Önce uykuyla başlayan anneden ayrılma, memeden ayrılmayla devam eder. Bu deneyimler çocuğu sonraki deneyimlerine hazırla­yan önemli duygusal süreçlerdir Yuvaya gidiş bu yaşanan deği­şimler içinde çok temel bir ayrılma, bir anlamda yaşam içinde ilk kez kendi kendine kalıştır. O nedenle de bazı çocuklar yuvaya baş­ladıklarında çok zorlanırlar. Yuvaya başladıktan sonra haftalarca ağlayan, hiçbir şekilde yuvaya gitmek istemeyen çocuklar vardır. Çocuğun anneden ayrılma problemi yaşadığı durumlarda çarpıcı olan yalnızca çocuğun değil anne ya da babanın da çocuktan ayrı-lamaması, hatta bazı durumlarda bu problemi çocuktan çok ebe­veynin yaşamasıdır.

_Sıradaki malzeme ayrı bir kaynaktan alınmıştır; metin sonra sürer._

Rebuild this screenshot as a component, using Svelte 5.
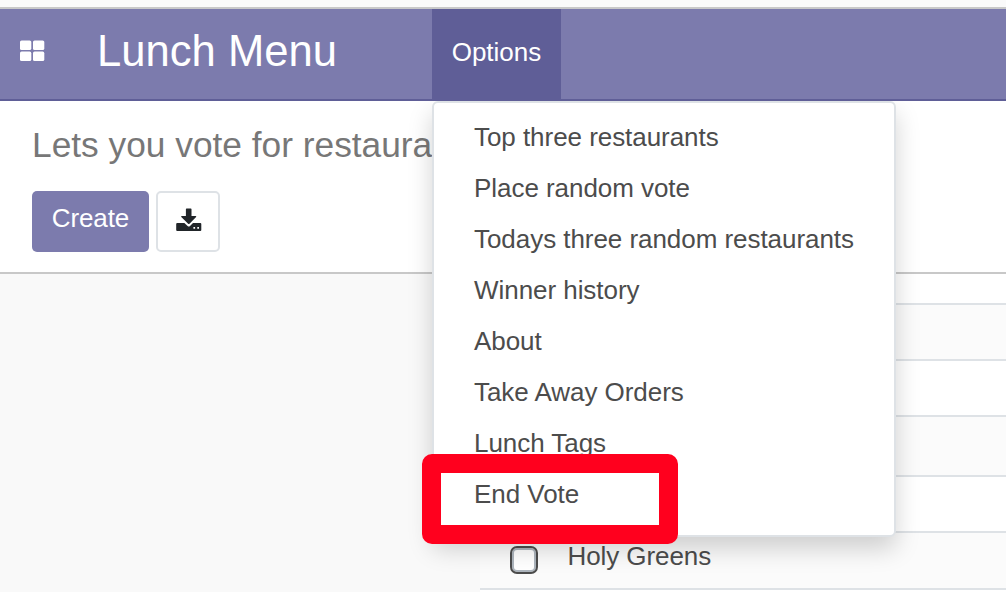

Yuvanın sadece yeni bir deneyim olmasının yanı sıra bir başka önemli özelliği de yuvanın belirli kurallarının olmasıdır. Özellikle ev yaşamlarında belirli sınırları deneyimlememiş olan ya da anne baba arasında tutum farkı olan çocuklar haklı olarak yuva orta­mında zorlanabilirler. Burada anlamlı olan yuvada kuralların ol­masının belirli bir zaman sonra çocuğa çok iyi gelmesi ve davra­nışlarını kontrol etmesine yardım etmesidir. Genellikle anne baba­ların çocuklarının yuvada daha uyumlu davranışlar sergilerken evde hırçın olmalarından yakınmaları işte bu nedenledir. Bu her çocuk için söz konusu değildir; ev yaşamı ile yuva yaşamı arasın­da büyük farklar olan çocukların kuralları olan bir düzene alışma­ları çok sonraki yıllara, ilkokul yıllarına uzanabileceği gibi uyum­ları okul yaşamları boyunca hiç gerçekleşmeyebilir.

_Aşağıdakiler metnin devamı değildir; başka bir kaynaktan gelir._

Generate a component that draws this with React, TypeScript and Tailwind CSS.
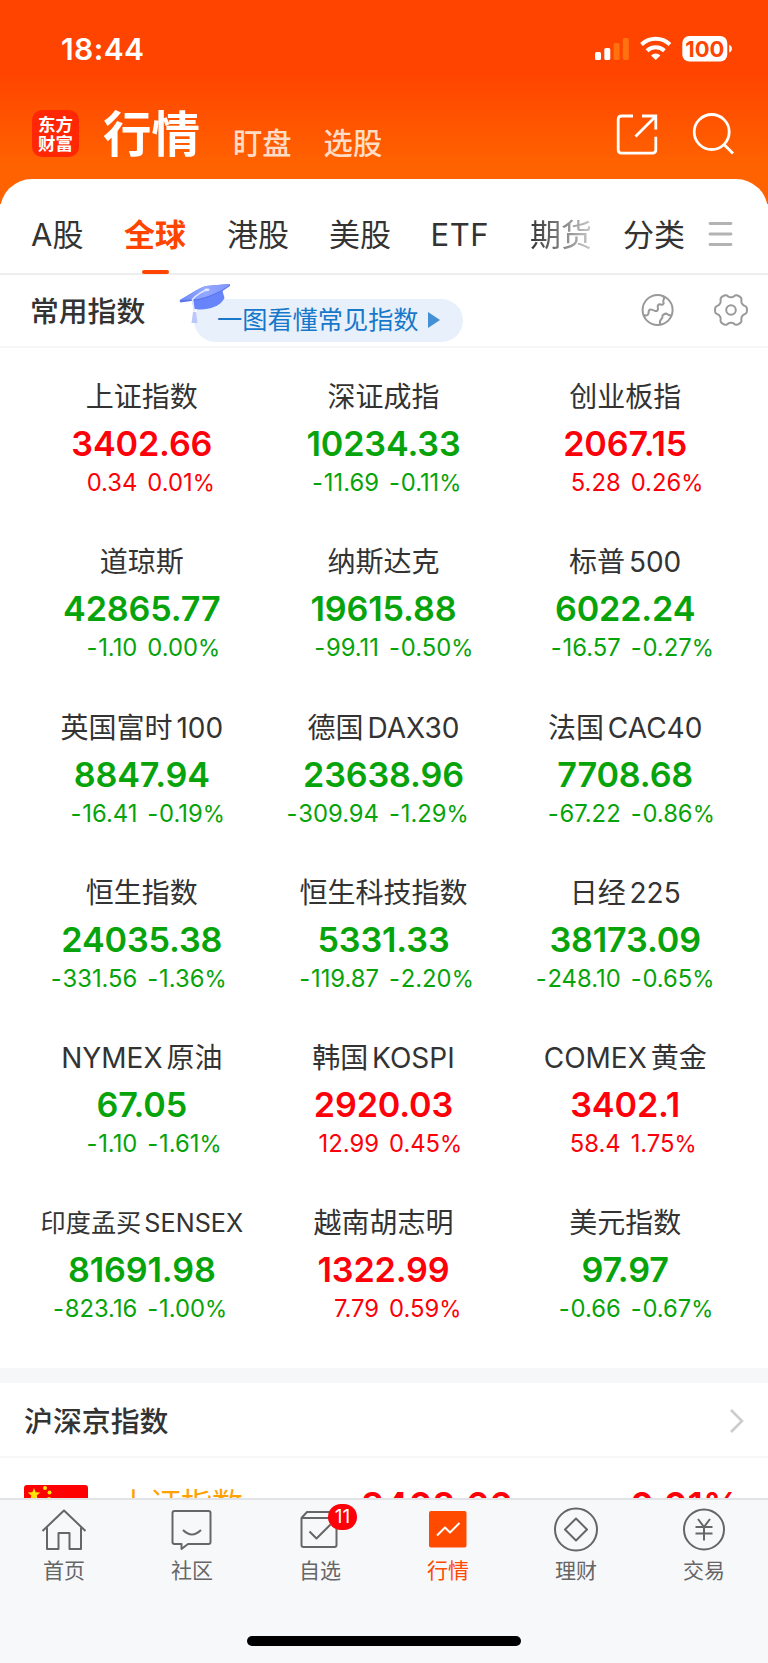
import React from "react";

const latin = "font-[Inter,'Noto_Sans_CJK_SC',sans-serif]";

type Quote = { name: string; value: string; change: string; pct: string; up?: boolean };

const quotes: Quote[] = [
  { name: "上证指数", value: "3402.66", change: "0.34", pct: "0.01%", up: true },
  { name: "深证成指", value: "10234.33", change: "-11.69", pct: "-0.11%" },
  { name: "创业板指", value: "2067.15", change: "5.28", pct: "0.26%", up: true },
  { name: "道琼斯", value: "42865.77", change: "-1.10", pct: "0.00%" },
  { name: "纳斯达克", value: "19615.88", change: "-99.11", pct: "-0.50%" },
  { name: "标普 500", value: "6022.24", change: "-16.57", pct: "-0.27%" },
  { name: "英国富时 100", value: "8847.94", change: "-16.41", pct: "-0.19%" },
  { name: "德国 DAX30", value: "23638.96", change: "-309.94", pct: "-1.29%" },
  { name: "法国 CAC40", value: "7708.68", change: "-67.22", pct: "-0.86%" },
  { name: "恒生指数", value: "24035.38", change: "-331.56", pct: "-1.36%" },
  { name: "恒生科技指数", value: "5331.33", change: "-119.87", pct: "-2.20%" },
  { name: "日经 225", value: "38173.09", change: "-248.10", pct: "-0.65%" },
  { name: "NYMEX 原油", value: "67.05", change: "-1.10", pct: "-1.61%" },
  { name: "韩国 KOSPI", value: "2920.03", change: "12.99", pct: "0.45%", up: true },
  { name: "COMEX 黄金", value: "3402.1", change: "58.4", pct: "1.75%", up: true },
  { name: "印度孟买 SENSEX", value: "81691.98", change: "-823.16", pct: "-1.00%" },
  { name: "越南胡志明", value: "1322.99", change: "7.79", pct: "0.59%", up: true },
  { name: "美元指数", value: "97.97", change: "-0.66", pct: "-0.67%" },
];

function Delta({ text, className = "" }: { text: string; className?: string }) {
  const negative = text.startsWith("-");
  const percent = text.endsWith("%");
  const digits = text.replace(/[-%]/g, "");
  return (
    <span className={className}>
      {negative && <span className="tracking-[0.8px]">-</span>}
      {digits}
      {percent && <span className="text-[22.5px]">%</span>}
    </span>
  );
}

function QuoteCell({ q }: { q: Quote }) {
  return (
    <div className={`flex h-[165.3px] flex-col items-center whitespace-nowrap ${q.up ? "text-[#fd0009]" : "text-[#07a30b]"}`}>
      <div className={`h-11 leading-[45px] text-[#333] [word-spacing:-4px] ${q.name.length > 10 ? "text-[25.2px]" : "text-[28px]"}`}>{q.name}</div>
      <div className="h-[48px] text-[34.2px] leading-[49px] font-semibold tracking-[-0.15px]">{q.value}</div>
      <div className="grid h-[30px] w-full grid-cols-2 gap-[10px] pl-px text-[23.8px] leading-[31px]">
        <Delta text={q.change} className="justify-self-end" />
        <Delta text={q.pct} />
      </div>
    </div>
  );
}

function StatusIcons() {
  return (
    <svg width="138" height="28" viewBox="594 35 138 28">
      <g fill="#fff">
        <rect x="595" y="52" width="6" height="8" rx="1.6" />
        <rect x="604.3" y="48" width="6" height="12" rx="1.6" />
        <rect x="613.6" y="43" width="6" height="17" rx="1.6" fill="#ff720f" />
        <rect x="622.8" y="38" width="6" height="22" rx="1.6" fill="#ff720f" />
        <path d="M655.7 60l-4.700-4.500a6.800 6.800 0 0 1 9.400 0z" />
      </g>
      <g fill="none" stroke="#fff" strokeWidth="4">
        <path d="M641.500 44.500a20.500 20.500 0 0 1 28.400 0" />
        <path d="M647 50.700a12.600 12.600 0 0 1 17.400 0" />
      </g>
      <rect x="682.3" y="36" width="45" height="25.6" rx="7" fill="#fff" />
      <path d="M729.200 44.800c3.600 1.200 3.600 6.600 0 7.800z" fill="#fff" />
      <text x="704.8" y="56.8" textAnchor="middle" fontSize="22" fontWeight="700" fill="#ff4400" className={latin}>100</text>
    </svg>
  );
}

function Header() {
  return (
    <header className="h-[204px] bg-[linear-gradient(180deg,#ff4400_0px,#ff4400_72px,#ff6200_165px,#ff6200_204px)] text-white">
      <div className="flex h-[98px] items-center justify-between pr-9 pl-[61px]">
        <span className="text-[30px] leading-none font-semibold tracking-[0.4px]">18:44</span>
        <StatusIcons />
      </div>
      <div className="flex h-[72px] items-start pr-[33px] pl-8">
        <div className="mt-3 flex h-[47px] w-[47px] flex-col items-center justify-center rounded-[10px] bg-[#ff2704] text-[17.5px] leading-[19px] font-bold">
          <span>东方</span>
          <span>财富</span>
        </div>
        <div className="ml-6 h-[72px] text-[48.5px] leading-[73px] font-bold">行情</div>
        <div className="mt-[7px] ml-[33px] flex gap-8 text-[29.3px] leading-[78px] font-medium text-[#ffdcc6]">
          <span>盯盘</span>
          <span>选股</span>
        </div>
        <svg className="mt-3.5 ml-auto" width="120" height="46" viewBox="615 112 120 46" fill="none" stroke="#fff" strokeWidth="2.8">
          <path d="M633 116h-11.500q-3.300 0-3.300 3.300v30.500q0 3.300 3.300 3.300h31q3.300 0 3.300-3.300v-13M642 116h13.800v13.500M655 117l-19.500 19.500" />
          <circle cx="711.7" cy="132" r="17.500" />
          <path d="M724 144.500l9 9" />
        </svg>
      </div>
    </header>
  );
}

function Tabs() {
  return (
    <nav className="-mt-[25px] flex h-[96px] items-start rounded-t-[32px] border-b-2 border-[#eeeeef] bg-white text-[31px] leading-[112px] whitespace-nowrap text-[#333]">
      <span className="w-[93px] pl-[31px]">A股</span>
      <span className="relative ml-[31px] w-[62px] font-bold text-[#ff4400]">
        全球
        <i className="absolute top-[91px] left-[18px] h-1 w-[27px] rounded-full bg-[#ff4400]" />
      </span>
      <span className="ml-[41px] w-[62px]">港股</span>
      <span className="ml-[40px] w-[62px]">美股</span>
      <span className="ml-[39.5px] w-[60px] tracking-[0.5px]">ETF</span>
      <span className="ml-[39.5px] w-[62px] bg-[linear-gradient(90deg,#333,#777_45%,#ccc)] bg-clip-text text-transparent">期货</span>
      <span className="ml-[31px] w-[62px]">分类</span>
      <svg className="mt-[41px] ml-[23px]" width="25" height="28" viewBox="0 0 25 28" stroke="#b3b3b3" strokeWidth="2.800" strokeLinecap="round">
        <path d="M2 3.500h21M2 14h21M2 24.500h21" />
      </svg>
    </nav>
  );
}

function CapIcon() {
  return (
    <svg className="absolute -top-[17px] -left-[16px]" width="54" height="42" viewBox="178 282 54 42">
      <defs>
        <linearGradient id="cap" x1="0" y1="0" x2="1" y2="0">
          <stop stopColor="#6f8afb" />
          <stop offset=".5" stopColor="#93a8ff" />
          <stop offset="1" stopColor="#8296fb" />
        </linearGradient>
      </defs>
      <path d="M192 299l1.500 9.500c8 2.500 26 .5 31-10.500l-2.500-9z" fill="#6884fb" />
      <path d="M180 300q-1 1 .5 2.500l18-2.500c9-2 17-6 24-9l7.500-5q.5-2-1-2l-23 2q-4 1-10 4.500z" fill="#5c74ee" />
      <path d="M180 300l16-9.500q6-4 10-4.500l23-2q1.500.5 0 1.500l-7 4.500c-8 4-15 7-24 9z" fill="url(#cap)" />
      <path d="M208 290c-4 0-12 5-15.500 9.500l1.700 12" fill="none" stroke="#dfe6ff" strokeWidth="1.600" />
      <ellipse cx="207" cy="289.8" rx="2.600" ry="1.400" fill="#e4eaff" />
      <path d="M193 312h3l1.500 11h-6z" fill="#bcc8fc" />
    </svg>
  );
}

// Six-lobed gear outline centred on (731, 310).
const gearPoints = Array.from({ length: 120 }, (_, i) => {
  const a = (i / 120) * Math.PI * 2;
  const wave = Math.cos(6 * a);
  const r = 14.3 + 1.75 * Math.tanh(1.6 * wave + 0.3);
  return `${(731 + r * Math.cos(a)).toFixed(2)},${(310 + r * Math.sin(a)).toFixed(2)}`;
}).join(" ");

function IndexTitle() {
  return (
    <section className="flex h-[73px] items-start border-b-2 border-[#f6f6f7] bg-white">
      <h2 className="w-[146px] pl-[30px] text-[28.8px] leading-[74px] font-medium text-[#333]">常用指数</h2>
      <div className="relative mt-6 ml-[48px] flex h-[43px] w-[269px] items-center rounded-full bg-[#e8f1fb] pt-px pl-[23px] text-[25.2px] whitespace-nowrap text-[#1778ca]">
        一图看懂常见指数
        <svg className="mb-0.5 ml-[9px]" width="13" height="16" viewBox="0 0 13 16"><path d="M0 0l12 8-12 8z" fill="#4390d6" /></svg>
        <CapIcon />
      </div>
      <svg className="mt-[16px] mr-[18px] ml-auto" width="110" height="38" viewBox="640 291 110 38" fill="none" stroke="#999" strokeWidth="2" strokeLinejoin="round">
        <circle cx="657.6" cy="310" r="15" />
        <path d="M643.500 315q4 1.500 5-1.500 0-4 2-4t4.500 1.500q3 .5 3-2.500-1-4 1.500-4.300 3.500 1.200 4.200-.8-1-2.500 0-4l.5-2q-.7-1.500-2.500-1M660.500 324.500q-1.500-3 .5-5t1.500-4q3-3 5-1.200 1.500 1.500 4.500 1" />
        <polygon points={gearPoints} />
        <circle cx="731" cy="310" r="4.800" />
      </svg>
    </section>
  );
}

function Mainland() {
  return (
    <section className="h-[130px] overflow-hidden border-t-[15px] border-[#f6f7f9] bg-white">
      <div className="flex h-[75px] items-center justify-between border-b-2 border-[#f7f7f8] px-6">
        <h2 className="pt-[4px] text-[28.9px] font-medium text-[#333]">沪深京指数</h2>
        <svg className="mt-0.5" width="15" height="26" viewBox="0 0 15 26" fill="none" stroke="#ccc" strokeWidth="2.600"><path d="M2 2l11 11-11 11" /></svg>
      </div>
      <div className="flex items-start whitespace-nowrap">
        <svg className="mt-[27px] ml-[24px]" width="64" height="42" viewBox="0 0 64 42">
          <rect width="64" height="42" rx="3" fill="#fe0000" />
          <g fill="#ffe60a">
            <path d="M10 3l1.700 4.300 4.600.3-3.600 3 1.200 4.500-3.900-2.500-3.900 2.500 1.200-4.500-3.600-3 4.600-.3z" />
            <circle cx="21" cy="3" r="2" /><circle cx="25.500" cy="7.500" r="2" /><circle cx="25" cy="14" r="2" />
          </g>
        </svg>
        <span className="mt-[24px] ml-[31px] w-[242px] text-[31px] leading-[44px] text-[#ffa200]">上证指数</span>
        <span className="mt-[25px] w-[269px] text-[36.4px] leading-[46px] font-semibold text-[#fd0009]">3402.66</span>
        <span className="mt-[25px] text-[36.4px] leading-[46px] font-semibold text-[#fd0009]">0.01%</span>
      </div>
    </section>
  );
}

const tabs: { label: string; icon: React.ReactNode; active?: boolean; badge?: string }[] = [
  { label: "首页", icon: <path d="M2.500 24L24 3.500 45.500 24M7 20.500V42h11.500V26h11v16H41V20.500" /> },
  { label: "社区", icon: <><path d="M6.500 4h34q2 0 2 2v29q0 2-2 2H20l-6.500 5v-5h-7q-2 0-2-2V6q0-2 2-2z" /><path d="M15 23q9 9 18 0" /></> },
  { label: "自选", badge: "11", icon: <><path d="M5.500 11h35v27q0 2-2 2h-31q-2 0-2-2zL11 5h25l4.500 6M13.500 24.500l7 7 14-14" /></> },
  { label: "行情", active: true, icon: <><rect x="5" y="4" width="37.500" height="36.500" rx="2" fill="#ff4a00" stroke="none" /><path d="M13 28.500l8-8 5 5 9.500-9.500" stroke="#fff" /></> },
  { label: "理财", icon: <><circle cx="24" cy="22.500" r="21" /><path d="M24 11.500l11 11-11 11-11-11z" /></> },
  { label: "交易", icon: <><circle cx="24" cy="22.500" r="20" /><path d="M18 12l6 8 6-8M24 20v13.500M15.500 20h17M15.500 26.500h17" /></> },
];

function BottomBar() {
  return (
    <footer className="flex h-[165px] flex-col items-center border-t-2 border-[#e2e3e6] bg-[#f7f8fa]">
      <div className="grid h-[135px] w-full grid-cols-6">
        {tabs.map((t) => (
          <div key={t.label} className={`relative flex flex-col items-center pt-[7px] text-[21px] leading-[30px] ${t.active ? "text-[#ff4a00]" : "text-[#666]"}`}>
            <svg width="48" height="46" viewBox="0 0 48 46" fill="none" stroke="currentColor" strokeWidth="2" strokeLinejoin="round">{t.icon}</svg>
            <span className="mt-[3px]">{t.label}</span>
            {t.badge && <span className="absolute top-[4px] left-[72px] h-[26px] w-[29px] rounded-full bg-[#fd0009] text-center text-[19px] leading-[26px] text-white">{t.badge}</span>}
          </div>
        ))}
      </div>
      <div className="mt-px h-2.5 w-[274px] rounded-full bg-black" />
    </footer>
  );
}

export default function App() {
  return (
    <main className={`h-[1663px] w-[768px] overflow-hidden bg-white ${latin}`}>
      <Header />
      <Tabs />
      <IndexTitle />
      <section className="grid h-[1020px] grid-cols-3 content-start pt-[27px] pr-[22px] pl-[21px]">
        {quotes.map((q) => <QuoteCell key={q.name} q={q} />)}
      </section>
      <Mainland />
      <BottomBar />
    </main>
  );
}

Eğer çocuğunuzun yuvaya başlamadan önce belirli bir uyku düzeni yoksa yuvaya uyumda başlarda zorlansa bile, yuvaya baş­lamasıyla uyku düzeninin kendiliğinden yerleştiğine, çocuğunu­zun yaşamının daha bir düzene girdiğine tanık olursunuz. Ancak eğer çocuğunuz yuvaya uyumda sorun yaşıyorsa, değişik neden­lerden ötürü yuvayı benimseyememişse elbette bundan uykuları da olumsuz yönde etkilenecektir. Gece uyumak, sabah da kalmak istemeyebilir, geceleri uykuları bölünürken, kâbuslar görebilir, bu onun yaşamında gerçekleşen radikal değişikliğe verdiği 'doğal' tepkiler olarak değerlendirilmeli, anne ve baba mümkün olduğun­ca soğukkanlılığını yitirmemelidir.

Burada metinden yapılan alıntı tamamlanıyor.